Vattenfall Europe, a subsidiary of Vattenfall, is developing a new hard coal-fired power plant along the Elbe River at Moorburg, Hamburg, Germany. The project involves an estimated investment of €2.8bn ($3.8bn).
The Moorburg plant will have a total installed capacity of 1,654MW, in addition to district heating output of 650MW. It is expected to generate 11,500GWh of electricity annually and will provide clean energy to more than four million Hamburg homes, offsetting 2.3million tonnes of carbon dioxide emissions annually.
Construction of the coal-fired power plant began in 2007 and the first power was transferred to the Hamburg public grid in February 2014. The plant is expected to be fully operational in 2014. It is expected to create approximately 3,000 jobs during the construction phase.
Moorburg power plant details
Moorburg is a double-block, hard-coal fired power plant comprising of two 820MW units A and B. It is expected to replace the Wedel cogeneration plant in Hamburg upon completion. It is estimated to consume 480t of hard coal per hour.
With a net electrical efficiency of 46.5% and a fuel utilisation rate of 61%, the plant is expected to be the most modern and environmentally sound hard coal power plant in Europe.
Once-through cooling system will be applied at the plant, in addition to a closed-circuit cooling system combined with a hybrid cooling tower. The hybrid cooling tower utilises less than one cubic metre of water per second from the Elbe River.
Flue gases from the plant will be purified in three stages. The nitric oxides will be converted into nitrogen and water vapour using ammonia-air mixture, followed by dust removal. Electrostatic precipitators will separate the ash particles in the airflow and the generated ash will be disposed using PROMECON’s MECONTROL UBC system.
The plant will also employ Carbon Capture and Storage (CCS) technology for environmental protection.
The district heating from Moorburg to Hamburg-Altona will be supplied via a 12km-long pipeline.
Generation and sale of power from the Moorburg plant
Coal is delivered to the 600m quayside at the plant site by sea vessels and conveyed to the two covered circular coal stores using tubular belt.
The hard coal is burnt to create heat which will be supplied to the steam generator. The produced steam will drive the steam turbine and the condensed water will be reused in the steam generator.
The mechanical energy delivered by the turbine is converted into electrical energy by the generator and transported to the 380kV power grid via a generator transformer.
Steam from the low-pressure and intermediate-pressure sections will be condensed in the heat exchangers. The resultant heat will be used by the city’s district heating supply system.
Under an agreement made in May 2007, Norddeutsche Affinerie will purchase one billion kWh of electricity per annum produced at the Moorburg power plant for 30 years.

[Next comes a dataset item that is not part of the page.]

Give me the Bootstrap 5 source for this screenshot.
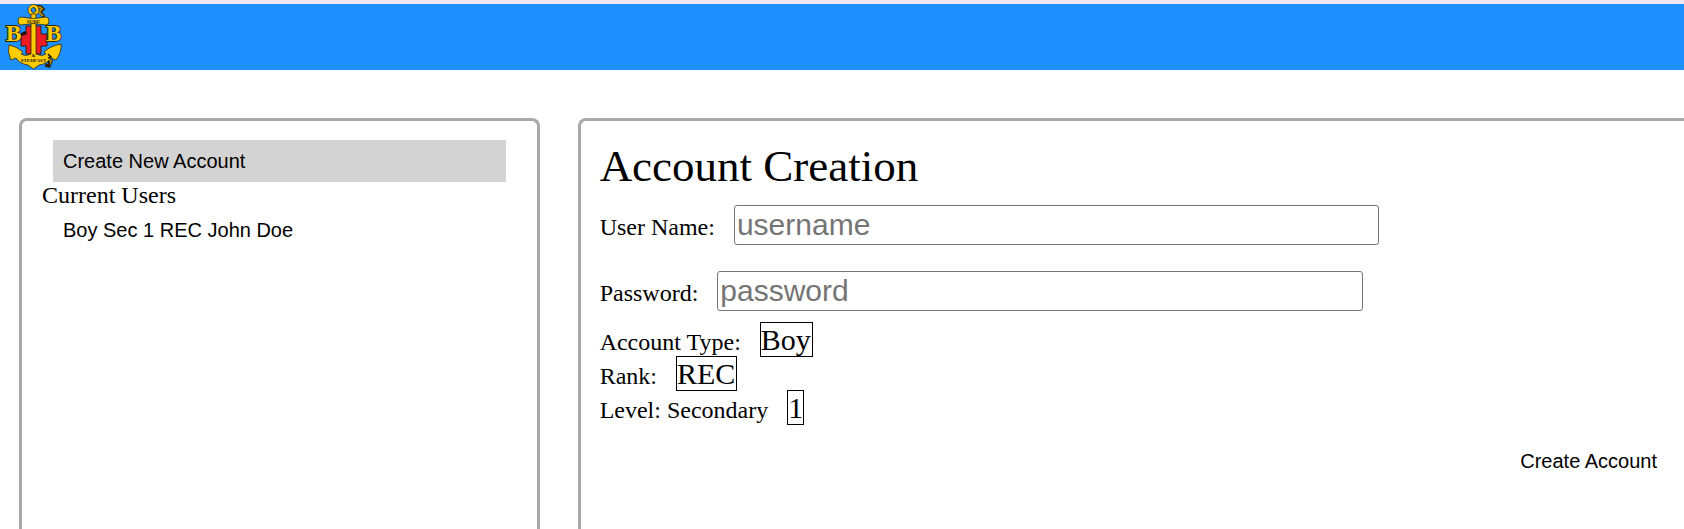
<!DOCTYPE html>
<html lang="en">
<head>
<meta charset="utf-8">
<meta name="viewport" content="width=device-width, initial-scale=1">
<title>Account Creation</title>
<link href="https://cdn.jsdelivr.net/npm/bootstrap@5.3.0/dist/css/bootstrap.min.css" rel="stylesheet">
<style>
  body { font-family: "Liberation Serif", "Times New Roman", serif; font-size: 24px; line-height: 28px; color: #000; background: #fff; }
  .site-header { background: #1e90ff; height: 70px; border-top: 4px solid #efe7f3; padding-left: 4px; }
  .crest { width: 60px; height: 66px; }
  .crest text { font-family: "Liberation Serif", serif; font-weight: bold; }
  .crest-letter { font-size: 23px; fill: #ffcc00; stroke: #30270b; stroke-width: 2px; paint-order: stroke; }
  .panels { display: grid; grid-template-columns: 8fr 17fr; gap: 38px; padding: 48px 0 0 19px; }
  .panel { border: 3px solid #a9a9a9; border-bottom: 0; border-radius: 8px 8px 0 0; padding: 19px 9px 0 20px; min-width: 0; }
  .panel-main { border-right: 0; border-top-right-radius: 0; padding-left: 19px; }
  .user-item { font-family: "Liberation Sans", Arial, sans-serif; font-size: 20px; line-height: 22px; color: #000; background: transparent; border: 0; padding: 10px; text-align: left; }
  .user-list .user-item { margin: 0 22px 0 11px; }
  .user-list div { line-height: 27px; }
  .user-item.selected { background: #d3d3d3; }
  .page-title { font-size: 45px; line-height: 52px; font-weight: 400; margin: 0 0 13px; }
  .field { gap: 19px; }
  .entry-row { margin-bottom: 26px; }
  .entry-row + .entry-row { margin-bottom: 11px; }
  .entry { width: 60%; height: 40px; padding: 1px 2px; font-family: "Liberation Sans", Arial, sans-serif; font-size: 30px; line-height: 34px; border: 1px solid #767676; border-radius: 3px; }
  .entry::placeholder { color: #757575; opacity: 1; }
  .choice { appearance: none; font-size: 30px; line-height: 33px; height: 35px; padding: 0; border: 1px solid #000; border-radius: 0; background: #fff; color: #000; margin-bottom: -1px; font-family: inherit; }
  .choice-level { width: 17px; text-align: center; }
</style>
</head>
<body class="d-flex flex-column vh-100 overflow-hidden">
<header class="site-header">
  <a href="#" class="d-inline-block" aria-label="Home">
  <svg class="crest d-block" viewBox="0 0 60 66" aria-hidden="true">
    <path d="M31 5q4-5 8 0l-3 3 4 5M19 30l-3 5M42 53l5 4-2 5-4-1" fill="none" stroke="#30270b" stroke-width="3.500"/>
    <path d="M31 5q4-4 7 0l-3 3 4 4M43 54l4 3-2 4" fill="none" stroke="#c99b00" stroke-width="1.500"/>
    <path d="M22 22h15v8h6v12h-6v8H22v-8h-5V30h5z" fill="#ed1c24" stroke="#222" stroke-width="1"/>
    <path d="M17 29l4-2 2 3-5 2z" fill="#181208"/>
    <g fill="#ffcc00" stroke="#30270b" stroke-width=".8">
      <path d="M29.500 0.500a5.500 5.500 0 1 0 0.010 0zM29.500 3.500a2.500 2.500 0 1 1-0.010 0z" fill-rule="evenodd"/>
      <path d="M5 41Q12 42 19 48L17 50Q21 53 27 50L27 10H32L32 50Q38 53 42 50L40 48Q46 42 57 40Q58 48 52 56L47 54Q43 60 35 61L29.500 65 24 61Q16 60 12 54L7 56Q3 48 5 41z"/>
      <path d="M17 13q12 3 25 0 3 0 3 4t-3 4q-13-3-25 0-3 0-3-4t3-4z"/>
    </g>
    <path d="M44 50l3 3-3 1M44 57q2 3 0 5" fill="none" stroke="#181208" stroke-width="1.500"/>
    <text class="crest-letter" x="2" y="37">B</text>
    <text class="crest-letter" x="42" y="37">B</text>
    <text x="29.500" y="19" font-size="5" text-anchor="middle" fill="#181208">SURE</text>
    <text x="29.500" y="53" font-size="5" text-anchor="middle" fill="#181208">&amp;</text>
    <text x="29.500" y="58" font-size="5" text-anchor="middle" fill="#181208">STEDFAST</text>
  </svg>
  </a>
</header>
<main class="panels flex-fill">
  <nav class="panel user-list d-flex flex-column" aria-label="Accounts">
    <button type="button" class="user-item selected">Create New Account</button>
    <div>Current Users</div>
    <button type="button" class="user-item">Boy Sec 1 REC John Doe</button>
  </nav>
  <section class="panel panel-main">
    <form>
      <h1 class="page-title">Account Creation</h1>
      <div class="field entry-row d-flex align-items-baseline">
        <label for="username">User Name:</label>
        <input class="entry" id="username" type="text" placeholder="username">
      </div>
      <div class="field entry-row d-flex align-items-baseline">
        <label for="password">Password:</label>
        <input class="entry" id="password" type="password" placeholder="password">
      </div>
      <div class="field d-flex align-items-baseline">
        <label for="type">Account Type:</label>
        <select class="choice" id="type"><option>Boy</option></select>
      </div>
      <div class="field d-flex align-items-baseline">
        <label for="rank">Rank:</label>
        <select class="choice" id="rank"><option>REC</option></select>
      </div>
      <div class="field d-flex align-items-baseline">
        <label for="level">Level: Secondary</label>
        <select class="choice choice-level" id="level"><option>1</option></select>
      </div>
      <div class="text-end mt-3 me-2">
        <button type="submit" class="user-item">Create Account</button>
      </div>
    </form>
  </section>
</main>
<script src="https://cdn.jsdelivr.net/npm/bootstrap@5.3.0/dist/js/bootstrap.bundle.min.js"></script>
</body>
</html>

The construction of the Moorburg power plant is being undertaken in a phased manner. Major works include the construction of power house, boiler house, three ash filter tanks, coal storage yard, an inlet structure and sprinkler tanks.
Contractors and suppliers
Hitachi Power Europe was awarded the contract to supply utility steam generators and firing system, and conduct mechanical engineering works for the Moorburg power plant. Alstom is the supplier of two conventional steam turbine generators of 820MW each.
Züblin Stahlbau was awarded a €22m (approximately $33.7m) contract, in March 2008, to supply the main structural steelwork for the boiler house and adjoining buildings.
Kraftanlagen München was awarded the engineering, supply, fabrication, construction and commissioning contract of the intermediate and low-pressure piping and related auxiliary systems for the two units and for the district heat extraction system. Chemont was engaged to conduct pre-fabrication of pipelines for the new power plant.
Citec Engineering was subcontracted by Kraftanlagen München for providing the piping design of intermediate and low-pressure steam system, and the district heating system.
RAFAKO was awarded the contract for the production and delivery of pressure parts of the supercritical lignite-fired boilers.
Steag was awarded the fly ash and bottom ash utilisation rights, while FLSmidth Möller was awarded the ash handling contract.
Bilfinger Power Systems was awarded the engineering, construction, delivery and commissioning contract of the high-pressure piping system. Babcock Noell was awarded the contract for design, installation and commissioning of the flue gas desulphurisation plant.
Gesellschaft fur Automatisierungstechnik (gat) was engaged to modernise the air-conditioning control for the electrical operating rooms. The consortium of Alpine Bau and Hamon was awarded the circular hybrid cooling tower supply contract.
Keibel was engaged to conduct fitting and welding of the connecting pipes between the collectors and exterior heating surfaces, and boiler walls.
DSI is the supplier of form ties, type N water stops, steel-plastic cones and strand tendons for the ash filter tanks.